**What you will do:** Write the listing below out again exactly, dropping the images.

**Supplied material:**
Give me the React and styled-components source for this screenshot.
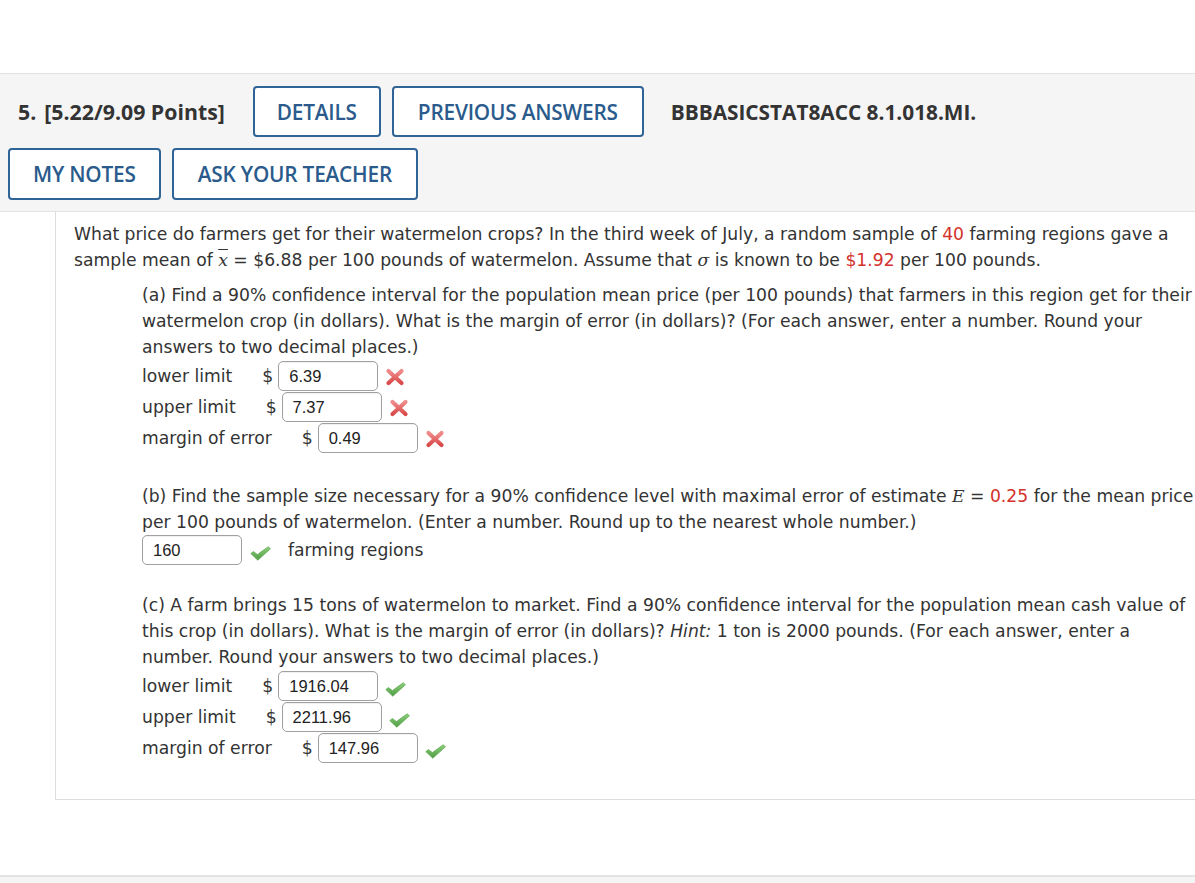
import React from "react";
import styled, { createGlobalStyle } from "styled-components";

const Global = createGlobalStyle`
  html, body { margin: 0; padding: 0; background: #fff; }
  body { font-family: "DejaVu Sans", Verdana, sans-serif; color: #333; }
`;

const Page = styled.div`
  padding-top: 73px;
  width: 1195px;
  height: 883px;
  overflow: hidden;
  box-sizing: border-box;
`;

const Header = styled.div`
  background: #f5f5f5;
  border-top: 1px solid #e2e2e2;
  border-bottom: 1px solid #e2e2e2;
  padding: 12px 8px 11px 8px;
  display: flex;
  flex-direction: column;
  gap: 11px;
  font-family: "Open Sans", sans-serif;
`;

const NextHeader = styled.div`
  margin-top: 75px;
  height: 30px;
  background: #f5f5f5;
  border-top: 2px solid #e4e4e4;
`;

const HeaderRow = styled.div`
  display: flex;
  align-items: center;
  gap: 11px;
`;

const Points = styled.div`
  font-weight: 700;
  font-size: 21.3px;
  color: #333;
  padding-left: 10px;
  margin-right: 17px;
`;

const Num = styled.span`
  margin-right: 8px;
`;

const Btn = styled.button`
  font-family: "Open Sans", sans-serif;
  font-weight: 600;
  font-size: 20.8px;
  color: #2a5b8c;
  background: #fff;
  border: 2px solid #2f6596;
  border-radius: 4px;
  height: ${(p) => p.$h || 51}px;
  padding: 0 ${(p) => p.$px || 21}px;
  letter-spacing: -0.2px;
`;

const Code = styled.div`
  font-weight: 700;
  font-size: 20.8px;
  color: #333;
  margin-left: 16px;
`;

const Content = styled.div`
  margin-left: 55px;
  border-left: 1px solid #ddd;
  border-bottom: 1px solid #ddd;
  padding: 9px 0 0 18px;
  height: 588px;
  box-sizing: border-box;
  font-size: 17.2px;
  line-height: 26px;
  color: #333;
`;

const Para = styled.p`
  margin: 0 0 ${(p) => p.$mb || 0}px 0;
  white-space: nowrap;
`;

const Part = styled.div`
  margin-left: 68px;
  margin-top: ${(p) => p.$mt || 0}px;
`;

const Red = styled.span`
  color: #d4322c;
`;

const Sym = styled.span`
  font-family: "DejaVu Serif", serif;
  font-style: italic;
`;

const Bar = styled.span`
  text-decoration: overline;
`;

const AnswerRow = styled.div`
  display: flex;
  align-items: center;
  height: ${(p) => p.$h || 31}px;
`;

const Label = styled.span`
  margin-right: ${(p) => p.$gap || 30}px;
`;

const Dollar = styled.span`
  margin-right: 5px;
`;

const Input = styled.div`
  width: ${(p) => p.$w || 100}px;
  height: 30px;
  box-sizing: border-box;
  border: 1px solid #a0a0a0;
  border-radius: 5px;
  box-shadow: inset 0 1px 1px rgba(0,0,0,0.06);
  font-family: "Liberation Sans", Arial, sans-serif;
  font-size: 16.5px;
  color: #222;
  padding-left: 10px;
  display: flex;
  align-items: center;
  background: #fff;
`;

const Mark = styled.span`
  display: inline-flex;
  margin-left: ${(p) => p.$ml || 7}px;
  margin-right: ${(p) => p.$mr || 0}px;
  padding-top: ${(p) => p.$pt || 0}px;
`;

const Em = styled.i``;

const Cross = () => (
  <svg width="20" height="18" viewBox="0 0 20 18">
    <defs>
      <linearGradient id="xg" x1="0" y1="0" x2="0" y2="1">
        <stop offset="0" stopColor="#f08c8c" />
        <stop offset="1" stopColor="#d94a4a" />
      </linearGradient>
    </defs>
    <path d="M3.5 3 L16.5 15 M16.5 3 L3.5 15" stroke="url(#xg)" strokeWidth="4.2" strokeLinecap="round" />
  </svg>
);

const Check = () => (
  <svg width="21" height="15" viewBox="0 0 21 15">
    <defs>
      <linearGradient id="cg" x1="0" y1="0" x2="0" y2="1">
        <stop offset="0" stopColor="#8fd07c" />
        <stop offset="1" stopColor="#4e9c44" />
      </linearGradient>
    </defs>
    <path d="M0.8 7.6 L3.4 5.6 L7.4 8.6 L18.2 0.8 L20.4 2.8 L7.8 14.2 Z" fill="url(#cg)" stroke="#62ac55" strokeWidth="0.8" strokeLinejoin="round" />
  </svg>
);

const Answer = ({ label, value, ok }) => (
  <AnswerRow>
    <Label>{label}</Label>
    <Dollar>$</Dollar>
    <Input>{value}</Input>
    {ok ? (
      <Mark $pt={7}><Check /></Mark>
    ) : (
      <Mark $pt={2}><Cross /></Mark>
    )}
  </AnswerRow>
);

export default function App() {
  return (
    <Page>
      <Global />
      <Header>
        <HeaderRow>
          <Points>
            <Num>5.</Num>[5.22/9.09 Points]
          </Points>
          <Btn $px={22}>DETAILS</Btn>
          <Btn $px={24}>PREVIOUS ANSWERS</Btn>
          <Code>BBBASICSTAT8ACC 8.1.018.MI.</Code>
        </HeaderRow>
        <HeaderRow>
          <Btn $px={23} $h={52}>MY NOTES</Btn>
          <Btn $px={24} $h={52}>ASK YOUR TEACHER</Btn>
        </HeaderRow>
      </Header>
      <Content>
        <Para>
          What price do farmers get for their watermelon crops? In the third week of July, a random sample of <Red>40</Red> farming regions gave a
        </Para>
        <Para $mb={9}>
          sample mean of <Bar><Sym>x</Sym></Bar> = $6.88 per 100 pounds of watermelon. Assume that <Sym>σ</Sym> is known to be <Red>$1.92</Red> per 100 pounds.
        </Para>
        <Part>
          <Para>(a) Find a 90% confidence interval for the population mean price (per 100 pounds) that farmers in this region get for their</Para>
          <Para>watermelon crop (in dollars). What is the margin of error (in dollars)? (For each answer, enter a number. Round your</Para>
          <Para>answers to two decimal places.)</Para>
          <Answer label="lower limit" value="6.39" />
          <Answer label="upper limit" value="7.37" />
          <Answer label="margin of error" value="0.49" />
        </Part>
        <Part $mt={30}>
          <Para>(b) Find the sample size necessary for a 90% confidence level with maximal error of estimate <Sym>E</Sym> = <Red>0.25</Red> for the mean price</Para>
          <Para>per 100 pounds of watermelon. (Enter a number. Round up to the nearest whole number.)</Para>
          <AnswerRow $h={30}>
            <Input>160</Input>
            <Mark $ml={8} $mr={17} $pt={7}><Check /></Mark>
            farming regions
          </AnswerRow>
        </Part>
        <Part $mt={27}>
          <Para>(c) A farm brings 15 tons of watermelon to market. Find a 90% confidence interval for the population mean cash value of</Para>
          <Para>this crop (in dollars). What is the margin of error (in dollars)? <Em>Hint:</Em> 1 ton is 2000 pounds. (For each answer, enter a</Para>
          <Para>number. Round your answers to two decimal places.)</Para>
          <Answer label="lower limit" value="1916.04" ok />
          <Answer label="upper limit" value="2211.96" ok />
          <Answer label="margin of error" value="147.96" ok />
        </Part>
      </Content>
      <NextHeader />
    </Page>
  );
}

**Task solution:**
Give me the React and styled-components source for this screenshot.
import React from "react";
import styled, { createGlobalStyle } from "styled-components";

const Global = createGlobalStyle`
  html, body { margin: 0; padding: 0; background: #fff; }
  body { font-family: "DejaVu Sans", Verdana, sans-serif; color: #333; }
`;

const Page = styled.div`
  padding-top: 73px;
  width: 1195px;
  height: 883px;
  overflow: hidden;
  box-sizing: border-box;
`;

const Header = styled.div`
  background: #f5f5f5;
  border-top: 1px solid #e2e2e2;
  border-bottom: 1px solid #e2e2e2;
  padding: 12px 8px 11px 8px;
  display: flex;
  flex-direction: column;
  gap: 11px;
  font-family: "Open Sans", sans-serif;
`;

const NextHeader = styled.div`
  margin-top: 75px;
  height: 30px;
  background: #f5f5f5;
  border-top: 2px solid #e4e4e4;
`;

const HeaderRow = styled.div`
  display: flex;
  align-items: center;
  gap: 11px;
`;

const Points = styled.div`
  font-weight: 700;
  font-size: 21.3px;
  color: #333;
  padding-left: 10px;
  margin-right: 17px;
`;

const Num = styled.span`
  margin-right: 8px;
`;

const Btn = styled.button`
  font-family: "Open Sans", sans-serif;
  font-weight: 600;
  font-size: 20.8px;
  color: #2a5b8c;
  background: #fff;
  border: 2px solid #2f6596;
  border-radius: 4px;
  height: ${(p) => p.$h || 51}px;
  padding: 0 ${(p) => p.$px || 21}px;
  letter-spacing: -0.2px;
`;

const Code = styled.div`
  font-weight: 700;
  font-size: 20.8px;
  color: #333;
  margin-left: 16px;
`;

const Content = styled.div`
  margin-left: 55px;
  border-left: 1px solid #ddd;
  border-bottom: 1px solid #ddd;
  padding: 9px 0 0 18px;
  height: 588px;
  box-sizing: border-box;
  font-size: 17.2px;
  line-height: 26px;
  color: #333;
`;

const Para = styled.p`
  margin: 0 0 ${(p) => p.$mb || 0}px 0;
  white-space: nowrap;
`;

const Part = styled.div`
  margin-left: 68px;
  margin-top: ${(p) => p.$mt || 0}px;
`;

const Red = styled.span`
  color: #d4322c;
`;

const Sym = styled.span`
  font-family: "DejaVu Serif", serif;
  font-style: italic;
`;

const Bar = styled.span`
  text-decoration: overline;
`;

const AnswerRow = styled.div`
  display: flex;
  align-items: center;
  height: ${(p) => p.$h || 31}px;
`;

const Label = styled.span`
  margin-right: ${(p) => p.$gap || 30}px;
`;

const Dollar = styled.span`
  margin-right: 5px;
`;

const Input = styled.div`
  width: ${(p) => p.$w || 100}px;
  height: 30px;
  box-sizing: border-box;
  border: 1px solid #a0a0a0;
  border-radius: 5px;
  box-shadow: inset 0 1px 1px rgba(0,0,0,0.06);
  font-family: "Liberation Sans", Arial, sans-serif;
  font-size: 16.5px;
  color: #222;
  padding-left: 10px;
  display: flex;
  align-items: center;
  background: #fff;
`;

const Mark = styled.span`
  display: inline-flex;
  margin-left: ${(p) => p.$ml || 7}px;
  margin-right: ${(p) => p.$mr || 0}px;
  padding-top: ${(p) => p.$pt || 0}px;
`;

const Em = styled.i``;

const Cross = () => (
  <svg width="20" height="18" viewBox="0 0 20 18">
    <defs>
      <linearGradient id="xg" x1="0" y1="0" x2="0" y2="1">
        <stop offset="0" stopColor="#f08c8c" />
        <stop offset="1" stopColor="#d94a4a" />
      </linearGradient>
    </defs>
    <path d="M3.5 3 L16.5 15 M16.5 3 L3.5 15" stroke="url(#xg)" strokeWidth="4.2" strokeLinecap="round" />
  </svg>
);

const Check = () => (
  <svg width="21" height="15" viewBox="0 0 21 15">
    <defs>
      <linearGradient id="cg" x1="0" y1="0" x2="0" y2="1">
        <stop offset="0" stopColor="#8fd07c" />
        <stop offset="1" stopColor="#4e9c44" />
      </linearGradient>
    </defs>
    <path d="M0.8 7.6 L3.4 5.6 L7.4 8.6 L18.2 0.8 L20.4 2.8 L7.8 14.2 Z" fill="url(#cg)" stroke="#62ac55" strokeWidth="0.8" strokeLinejoin="round" />
  </svg>
);

const Answer = ({ label, value, ok }) => (
  <AnswerRow>
    <Label>{label}</Label>
    <Dollar>$</Dollar>
    <Input>{value}</Input>
    {ok ? (
      <Mark $pt={7}><Check /></Mark>
    ) : (
      <Mark $pt={2}><Cross /></Mark>
    )}
  </AnswerRow>
);

export default function App() {
  return (
    <Page>
      <Global />
      <Header>
        <HeaderRow>
          <Points>
            <Num>5.</Num>[5.22/9.09 Points]
          </Points>
          <Btn $px={22}>DETAILS</Btn>
          <Btn $px={24}>PREVIOUS ANSWERS</Btn>
          <Code>BBBASICSTAT8ACC 8.1.018.MI.</Code>
        </HeaderRow>
        <HeaderRow>
          <Btn $px={23} $h={52}>MY NOTES</Btn>
          <Btn $px={24} $h={52}>ASK YOUR TEACHER</Btn>
        </HeaderRow>
      </Header>
      <Content>
        <Para>
          What price do farmers get for their watermelon crops? In the third week of July, a random sample of <Red>40</Red> farming regions gave a
        </Para>
        <Para $mb={9}>
          sample mean of <Bar><Sym>x</Sym></Bar> = $6.88 per 100 pounds of watermelon. Assume that <Sym>σ</Sym> is known to be <Red>$1.92</Red> per 100 pounds.
        </Para>
        <Part>
          <Para>(a) Find a 90% confidence interval for the population mean price (per 100 pounds) that farmers in this region get for their</Para>
          <Para>watermelon crop (in dollars). What is the margin of error (in dollars)? (For each answer, enter a number. Round your</Para>
          <Para>answers to two decimal places.)</Para>
          <Answer label="lower limit" value="6.39" />
          <Answer label="upper limit" value="7.37" />
          <Answer label="margin of error" value="0.49" />
        </Part>
        <Part $mt={30}>
          <Para>(b) Find the sample size necessary for a 90% confidence level with maximal error of estimate <Sym>E</Sym> = <Red>0.25</Red> for the mean price</Para>
          <Para>per 100 pounds of watermelon. (Enter a number. Round up to the nearest whole number.)</Para>
          <AnswerRow $h={30}>
            <Input>160</Input>
            <Mark $ml={8} $mr={17} $pt={7}><Check /></Mark>
            farming regions
          </AnswerRow>
        </Part>
        <Part $mt={27}>
          <Para>(c) A farm brings 15 tons of watermelon to market. Find a 90% confidence interval for the population mean cash value of</Para>
          <Para>this crop (in dollars). What is the margin of error (in dollars)? <Em>Hint:</Em> 1 ton is 2000 pounds. (For each answer, enter a</Para>
          <Para>number. Round your answers to two decimal places.)</Para>
          <Answer label="lower limit" value="1916.04" ok />
          <Answer label="upper limit" value="2211.96" ok />
          <Answer label="margin of error" value="147.96" ok />
        </Part>
      </Content>
      <NextHeader />
    </Page>
  );
}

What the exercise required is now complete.